DATA:
★ ★ ★ ★ ★ ★ ★

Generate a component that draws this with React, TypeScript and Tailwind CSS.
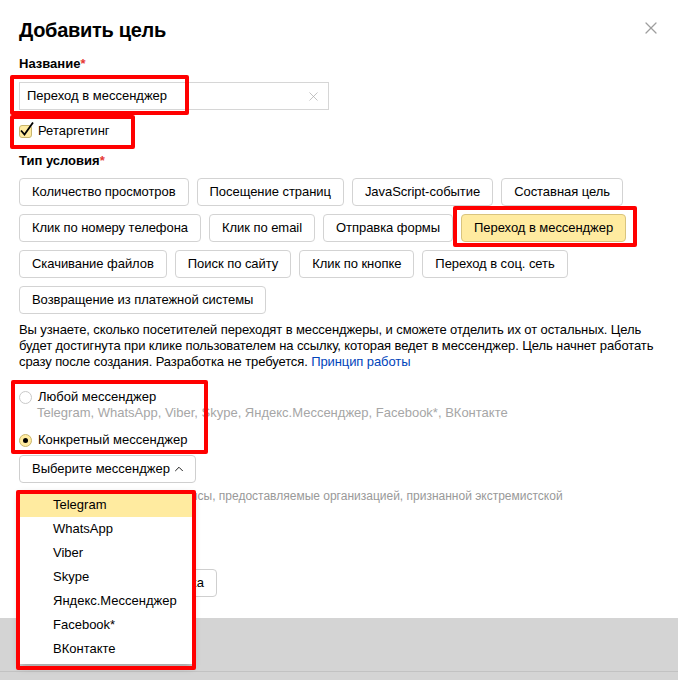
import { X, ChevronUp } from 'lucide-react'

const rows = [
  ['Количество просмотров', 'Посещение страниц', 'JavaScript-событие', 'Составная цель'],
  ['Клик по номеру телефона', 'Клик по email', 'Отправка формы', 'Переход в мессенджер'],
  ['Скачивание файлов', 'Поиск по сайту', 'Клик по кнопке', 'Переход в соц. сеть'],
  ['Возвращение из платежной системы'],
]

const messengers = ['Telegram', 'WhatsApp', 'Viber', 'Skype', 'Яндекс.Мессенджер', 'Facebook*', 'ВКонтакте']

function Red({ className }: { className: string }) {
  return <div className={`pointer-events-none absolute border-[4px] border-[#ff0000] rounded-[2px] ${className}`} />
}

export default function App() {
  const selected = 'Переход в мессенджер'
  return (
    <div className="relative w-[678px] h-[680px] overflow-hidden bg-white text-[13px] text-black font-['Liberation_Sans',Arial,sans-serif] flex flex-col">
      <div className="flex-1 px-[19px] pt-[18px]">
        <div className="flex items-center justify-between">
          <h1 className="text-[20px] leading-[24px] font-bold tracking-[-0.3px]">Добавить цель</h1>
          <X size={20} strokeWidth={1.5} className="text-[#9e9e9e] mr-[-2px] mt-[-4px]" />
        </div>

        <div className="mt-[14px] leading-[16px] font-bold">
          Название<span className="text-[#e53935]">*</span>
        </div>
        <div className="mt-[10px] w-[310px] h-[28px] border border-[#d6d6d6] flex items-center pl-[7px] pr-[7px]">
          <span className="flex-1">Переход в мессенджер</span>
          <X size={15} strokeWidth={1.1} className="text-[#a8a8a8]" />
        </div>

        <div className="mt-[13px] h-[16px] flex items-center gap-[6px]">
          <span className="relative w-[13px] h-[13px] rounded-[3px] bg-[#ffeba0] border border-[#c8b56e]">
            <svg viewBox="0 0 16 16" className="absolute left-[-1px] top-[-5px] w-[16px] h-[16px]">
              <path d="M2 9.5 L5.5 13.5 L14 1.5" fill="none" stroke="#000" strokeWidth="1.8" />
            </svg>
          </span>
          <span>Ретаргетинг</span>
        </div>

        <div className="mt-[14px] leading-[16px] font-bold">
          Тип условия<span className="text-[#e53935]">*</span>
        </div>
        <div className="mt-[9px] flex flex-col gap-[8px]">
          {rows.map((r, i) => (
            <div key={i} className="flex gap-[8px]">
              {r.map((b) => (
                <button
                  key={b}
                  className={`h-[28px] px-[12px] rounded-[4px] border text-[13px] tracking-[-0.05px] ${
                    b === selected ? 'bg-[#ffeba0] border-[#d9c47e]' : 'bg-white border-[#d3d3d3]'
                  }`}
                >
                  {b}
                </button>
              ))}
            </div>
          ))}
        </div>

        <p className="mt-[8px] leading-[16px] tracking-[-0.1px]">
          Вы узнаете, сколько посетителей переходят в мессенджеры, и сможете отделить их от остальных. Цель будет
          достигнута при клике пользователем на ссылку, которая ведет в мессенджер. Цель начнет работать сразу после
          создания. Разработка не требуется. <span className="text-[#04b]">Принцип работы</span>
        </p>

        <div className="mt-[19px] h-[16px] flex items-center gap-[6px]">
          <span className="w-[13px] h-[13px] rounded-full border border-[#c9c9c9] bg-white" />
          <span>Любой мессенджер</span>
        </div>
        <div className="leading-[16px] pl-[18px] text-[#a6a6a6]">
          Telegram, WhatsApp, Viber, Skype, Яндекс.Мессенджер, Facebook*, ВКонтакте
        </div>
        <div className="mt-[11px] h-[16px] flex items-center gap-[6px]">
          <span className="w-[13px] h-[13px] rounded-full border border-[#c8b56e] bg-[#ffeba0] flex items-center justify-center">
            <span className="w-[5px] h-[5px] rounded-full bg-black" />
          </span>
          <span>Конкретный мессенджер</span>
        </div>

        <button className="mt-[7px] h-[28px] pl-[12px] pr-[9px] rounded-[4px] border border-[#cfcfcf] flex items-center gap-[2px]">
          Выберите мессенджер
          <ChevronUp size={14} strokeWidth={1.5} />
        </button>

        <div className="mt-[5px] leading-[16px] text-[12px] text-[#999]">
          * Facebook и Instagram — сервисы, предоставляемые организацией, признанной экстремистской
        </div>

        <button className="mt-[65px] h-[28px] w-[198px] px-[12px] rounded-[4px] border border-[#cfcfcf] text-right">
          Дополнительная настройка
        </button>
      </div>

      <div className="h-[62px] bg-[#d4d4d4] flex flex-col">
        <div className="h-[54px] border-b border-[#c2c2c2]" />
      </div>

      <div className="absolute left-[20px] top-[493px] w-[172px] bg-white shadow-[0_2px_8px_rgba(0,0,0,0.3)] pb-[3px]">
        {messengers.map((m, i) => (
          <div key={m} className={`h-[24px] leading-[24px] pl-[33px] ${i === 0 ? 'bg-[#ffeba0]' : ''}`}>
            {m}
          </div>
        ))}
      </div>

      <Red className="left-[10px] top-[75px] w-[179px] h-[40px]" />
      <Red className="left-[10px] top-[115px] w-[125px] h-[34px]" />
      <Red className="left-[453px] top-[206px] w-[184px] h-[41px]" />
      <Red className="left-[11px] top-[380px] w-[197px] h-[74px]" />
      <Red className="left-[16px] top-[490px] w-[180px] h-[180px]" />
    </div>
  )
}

★ ★ ★ ★ ★ ★ ★

SHORT PROBLEM:
Write the material out again exactly as it appears, dropping the pictures.

SOLUTION TO THIS TASK:
Generate a component that draws this with React, TypeScript and Tailwind CSS.
import { X, ChevronUp } from 'lucide-react'

const rows = [
  ['Количество просмотров', 'Посещение страниц', 'JavaScript-событие', 'Составная цель'],
  ['Клик по номеру телефона', 'Клик по email', 'Отправка формы', 'Переход в мессенджер'],
  ['Скачивание файлов', 'Поиск по сайту', 'Клик по кнопке', 'Переход в соц. сеть'],
  ['Возвращение из платежной системы'],
]

const messengers = ['Telegram', 'WhatsApp', 'Viber', 'Skype', 'Яндекс.Мессенджер', 'Facebook*', 'ВКонтакте']

function Red({ className }: { className: string }) {
  return <div className={`pointer-events-none absolute border-[4px] border-[#ff0000] rounded-[2px] ${className}`} />
}

export default function App() {
  const selected = 'Переход в мессенджер'
  return (
    <div className="relative w-[678px] h-[680px] overflow-hidden bg-white text-[13px] text-black font-['Liberation_Sans',Arial,sans-serif] flex flex-col">
      <div className="flex-1 px-[19px] pt-[18px]">
        <div className="flex items-center justify-between">
          <h1 className="text-[20px] leading-[24px] font-bold tracking-[-0.3px]">Добавить цель</h1>
          <X size={20} strokeWidth={1.5} className="text-[#9e9e9e] mr-[-2px] mt-[-4px]" />
        </div>

        <div className="mt-[14px] leading-[16px] font-bold">
          Название<span className="text-[#e53935]">*</span>
        </div>
        <div className="mt-[10px] w-[310px] h-[28px] border border-[#d6d6d6] flex items-center pl-[7px] pr-[7px]">
          <span className="flex-1">Переход в мессенджер</span>
          <X size={15} strokeWidth={1.1} className="text-[#a8a8a8]" />
        </div>

        <div className="mt-[13px] h-[16px] flex items-center gap-[6px]">
          <span className="relative w-[13px] h-[13px] rounded-[3px] bg-[#ffeba0] border border-[#c8b56e]">
            <svg viewBox="0 0 16 16" className="absolute left-[-1px] top-[-5px] w-[16px] h-[16px]">
              <path d="M2 9.5 L5.5 13.5 L14 1.5" fill="none" stroke="#000" strokeWidth="1.8" />
            </svg>
          </span>
          <span>Ретаргетинг</span>
        </div>

        <div className="mt-[14px] leading-[16px] font-bold">
          Тип условия<span className="text-[#e53935]">*</span>
        </div>
        <div className="mt-[9px] flex flex-col gap-[8px]">
          {rows.map((r, i) => (
            <div key={i} className="flex gap-[8px]">
              {r.map((b) => (
                <button
                  key={b}
                  className={`h-[28px] px-[12px] rounded-[4px] border text-[13px] tracking-[-0.05px] ${
                    b === selected ? 'bg-[#ffeba0] border-[#d9c47e]' : 'bg-white border-[#d3d3d3]'
                  }`}
                >
                  {b}
                </button>
              ))}
            </div>
          ))}
        </div>

        <p className="mt-[8px] leading-[16px] tracking-[-0.1px]">
          Вы узнаете, сколько посетителей переходят в мессенджеры, и сможете отделить их от остальных. Цель будет
          достигнута при клике пользователем на ссылку, которая ведет в мессенджер. Цель начнет работать сразу после
          создания. Разработка не требуется. <span className="text-[#04b]">Принцип работы</span>
        </p>

        <div className="mt-[19px] h-[16px] flex items-center gap-[6px]">
          <span className="w-[13px] h-[13px] rounded-full border border-[#c9c9c9] bg-white" />
          <span>Любой мессенджер</span>
        </div>
        <div className="leading-[16px] pl-[18px] text-[#a6a6a6]">
          Telegram, WhatsApp, Viber, Skype, Яндекс.Мессенджер, Facebook*, ВКонтакте
        </div>
        <div className="mt-[11px] h-[16px] flex items-center gap-[6px]">
          <span className="w-[13px] h-[13px] rounded-full border border-[#c8b56e] bg-[#ffeba0] flex items-center justify-center">
            <span className="w-[5px] h-[5px] rounded-full bg-black" />
          </span>
          <span>Конкретный мессенджер</span>
        </div>

        <button className="mt-[7px] h-[28px] pl-[12px] pr-[9px] rounded-[4px] border border-[#cfcfcf] flex items-center gap-[2px]">
          Выберите мессенджер
          <ChevronUp size={14} strokeWidth={1.5} />
        </button>

        <div className="mt-[5px] leading-[16px] text-[12px] text-[#999]">
          * Facebook и Instagram — сервисы, предоставляемые организацией, признанной экстремистской
        </div>

        <button className="mt-[65px] h-[28px] w-[198px] px-[12px] rounded-[4px] border border-[#cfcfcf] text-right">
          Дополнительная настройка
        </button>
      </div>

      <div className="h-[62px] bg-[#d4d4d4] flex flex-col">
        <div className="h-[54px] border-b border-[#c2c2c2]" />
      </div>

      <div className="absolute left-[20px] top-[493px] w-[172px] bg-white shadow-[0_2px_8px_rgba(0,0,0,0.3)] pb-[3px]">
        {messengers.map((m, i) => (
          <div key={m} className={`h-[24px] leading-[24px] pl-[33px] ${i === 0 ? 'bg-[#ffeba0]' : ''}`}>
            {m}
          </div>
        ))}
      </div>

      <Red className="left-[10px] top-[75px] w-[179px] h-[40px]" />
      <Red className="left-[10px] top-[115px] w-[125px] h-[34px]" />
      <Red className="left-[453px] top-[206px] w-[184px] h-[41px]" />
      <Red className="left-[11px] top-[380px] w-[197px] h-[74px]" />
      <Red className="left-[16px] top-[490px] w-[180px] h-[180px]" />
    </div>
  )
}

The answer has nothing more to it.